The posters who have absolved themselves of racism - they're still racist but don't know it because they have false consciousness - seem entirely oblivious to the more than two decades of highly-theoretical Marxist debates around race.

I'm amazed that he can use phrases like false consciousness as a criticism, and compliments like highly theoretical as a compliment, without being in the slightest embarrassed.  I was squirming in my seat.

No, Alan.

If you check back, that's my ironic translation of what he said. Marxists never use the words "false consciousness" nowadays - it's just too insulting and extreme. Still, they believe in it totally. Marxism cannot survive without the notion of "false consciousness".

Take Chomsky. He often uses this phrase instead: "People have internalised the values and beliefs of the elite." He literally uses this all the time. But since the words "false consciousness" have come in for so much stick, Leftist dare not use it anymore. Nonetheless, it's always there when, for example, they talk about "the Media", etc.

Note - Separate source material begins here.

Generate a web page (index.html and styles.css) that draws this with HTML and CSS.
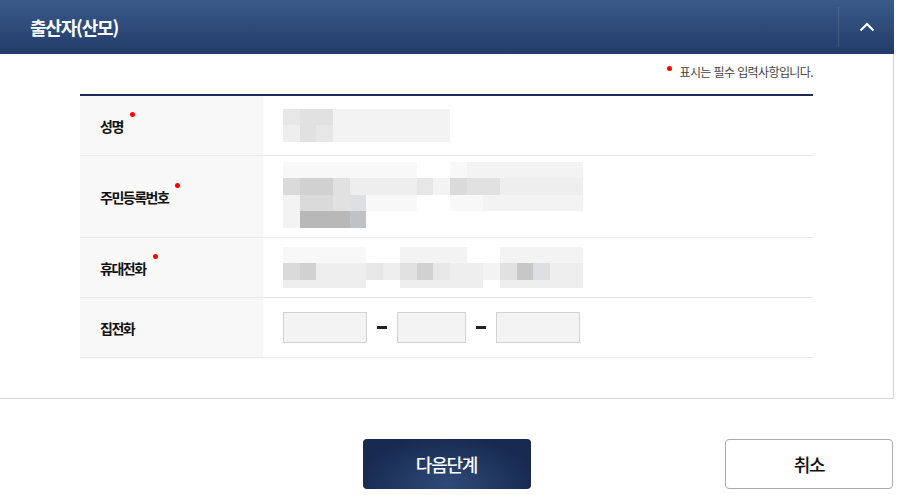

If people believe things that go against what they believe, then it simply must be a result of "the Media" - or, in Marx's terms, as well as Lenin, Trotsky, Gramsci, Althusser right up until the 1960s/70s, a result of "false consciousness'.

Again, I doubt that any Leftist uses that exact phrase nowadays.


Alan Lake said:

The posters who have absolved themselves of racism - they're still racist but don't know it because they have false consciousness - seem entirely oblivious to the more than two decades of highly-theoretical Marxist debates around race.

I'm amazed that he can use phrases like false consciousness as a criticism, and compliments like highly theoretical as a compliment, without being in the slightest embarrassed.  I was squirming in my seat.

Gosh, well its really difficult to follow because you don't seem to be following strict typographical conventions.  You can use the quote symbol on the edit box, to get a quote like this, to which I've added quotes to make it obvious:

"This is my properly quoted bit of text"

For a whole paragraph, as you have above, people who don't use that quoting button, often just use italicisation to show quoting, or perhaps they just forget to put the quotes.  

Italics on its own is just used for emphasis, or to show a special word.  So if I see a whole  paragraph  on its own, I assume it is a quoted section.